The majority used some really old precedent from cases tangentially on point to strike down part of Maryland's income tax scheme. Walter Hellerstein, Joseph Henchman, and a lot of other people think the Court decided Wynne correctly. It seems so, although four justices disagreed. The Wynnes were going to be double taxed, and if you don't give credit for taxes paid to other states, you run the risk of violating the commerce clause.
In his dissent, Scalia wrote, "The fundamental problem with our negative commerce clause cases is that the Constitution does not contain a negative commerce clause. It contains only a Commerce Clause." Scalia said other irreverent things as well, including calling the evolution of the dormant commerce clause a "bestiary" of ad hoc tests. He then criticized the Court's "ad hocery" in using the internal consistency test. All other justices pale in comparison when it comes to putting pen to paper.

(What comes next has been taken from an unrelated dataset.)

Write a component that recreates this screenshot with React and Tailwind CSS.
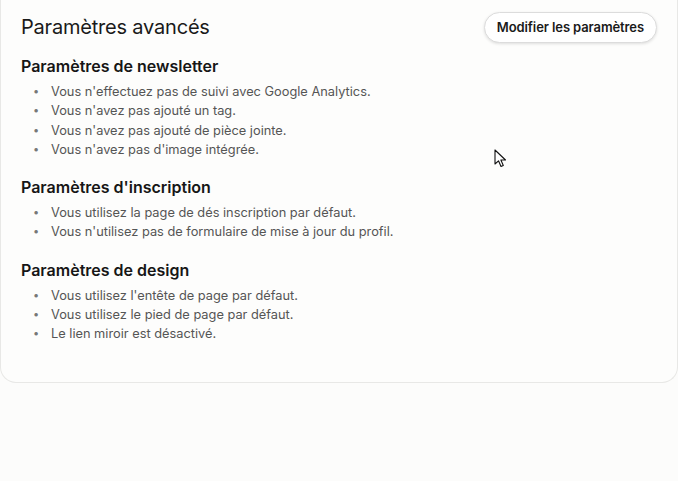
const sections = [
  {
    title: 'Paramètres de newsletter',
    items: [
      "Vous n'effectuez pas de suivi avec Google Analytics.",
      "Vous n'avez pas ajouté un tag.",
      "Vous n'avez pas ajouté de pièce jointe.",
      "Vous n'avez pas d'image intégrée.",
    ],
  },
  {
    title: "Paramètres d'inscription",
    items: [
      'Vous utilisez la page de dés inscription par défaut.',
      "Vous n'utilisez pas de formulaire de mise à jour du profil.",
    ],
  },
  {
    title: 'Paramètres de design',
    items: [
      "Vous utilisez l'entête de page par défaut.",
      'Vous utilisez le pied de page par défaut.',
      'Le lien miroir est désactivé.',
    ],
  },
]

function Cursor() {
  return (
    <svg className="absolute left-[494px] top-[149px]" width="14" height="20" viewBox="0 0 14 20">
      <path
        d="M1 1 L1 15 L4.5 11.8 L7 17.5 L9.3 16.5 L6.9 11 L11.5 11 Z"
        fill="#fff"
        stroke="#111"
        strokeWidth="1.1"
        strokeLinejoin="round"
      />
    </svg>
  )
}

export default function App() {
  return (
    <div className="relative h-[481px] w-[678px] overflow-hidden bg-[#fcfcfb] font-['Inter',sans-serif]">
      <div className="rounded-b-2xl border-x border-b border-[#e8e8e6] bg-[#fdfdfc] px-5 pb-[38px] pt-3">
        <div className="flex items-center justify-between">
          <h1 className="text-[20px] leading-[31px] tracking-[-0.2px] text-[#1a1a1a]">Paramètres avancés</h1>
          <button className="h-[31px] rounded-full border border-[#dcdcdc] bg-white px-[12px] text-[13px] font-semibold tracking-[-0.1px] text-[#1a1a1a] shadow-[0_1px_3px_rgba(0,0,0,0.12)]">
            Modifier les paramètres
          </button>
        </div>

        <div className="mt-3 flex flex-col gap-[17px]">
          {sections.map((s) => (
            <div key={s.title}>
              <h2 className="text-[16px] font-semibold leading-[22px] text-[#161616]">{s.title}</h2>
              <ul className="mt-[5px]">
                {s.items.map((item) => (
                  <li key={item} className="flex text-[12.8px] leading-[19.3px] text-[#555]">
                    <span className="w-[30px] text-center text-[11px] text-[#777]">•</span>
                    <span>{item}</span>
                  </li>
                ))}
              </ul>
            </div>
          ))}
        </div>
      </div>
      <Cursor />
    </div>
  )
}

Scalia believes the dormant commerce clause is a made-up rule that is read into the Constitution. I realize that liberals dismiss out of hand the argument that we should be guided by the plain language of the Constitution. After all, if you're locked into what the Constitution actually says, iconic decisions such as Griswold v. Connecticut andRoe v. Wade would have come out differently. There would be no constitutional right to privacy hidden in the penumbras of other words.
But maybe we should pay more attention to the actual text of the commerce clause. Article I, section 8, clause 3 of the Constitution says Congress has the power to "regulate commerce with foreign nations, and among the several States, and with the Indian Tribes." That's it. It doesn't say anything else. There is no hint of it being self-executing. There is no mention of an inherent limitation on state taxing authority. The majority in Wynne say the authors of the Constitution were concerned about the Balkanization of the country into little economic fiefdoms. A lot of commerce clause opinions say the Founding Fathers were concerned about Balkanization even though the term wasn't invented until 1919. And the majority in Wynne cites the great Justice John Marshall's dicta in Gibbons v. Ogden for the self-executing proposition. Ever since Marshall wrote that, courts have assumed it to be true. Scalia likens that assumption to weeds with deep roots.
I question Marshall warily. After all, he resides in the pantheon of jurists. But consider for a moment that maybe the Constitution actually means what it says. Congress can regulate interstate commerce, but only if it chooses to do so. If we are concerned about Balkanization or even Scandinavianization, Congress should do something about it. It can require states to give credits like those Maryland refused to grant. It can prohibit or require taxation of remote sales. It can address any of the myriad issues that give rise to state protectionism through tax laws. Of course, that would require Congress to take a break from doing nothing and actually think about interstate commerce.
Scalia's argument is consistent with the position asserted by Maryland in its Wynne brief. The state argued that there was a political solution to the problem presented by the Wynnes. If the people of Maryland don't like their tax structure, they can push their legislators to change it. There was a solution before making a state, and then federal, case out of the issue. But the dormant commerce clause has the insidious effect of prompting everyone with a grievance to turn to the courts. The authors of the Constitution may have wanted that, but they sure didn't say it.
The dormant commerce clause is here to stay, with precedent and established expectations and all, but it would be nice if we just admitted that we made it up.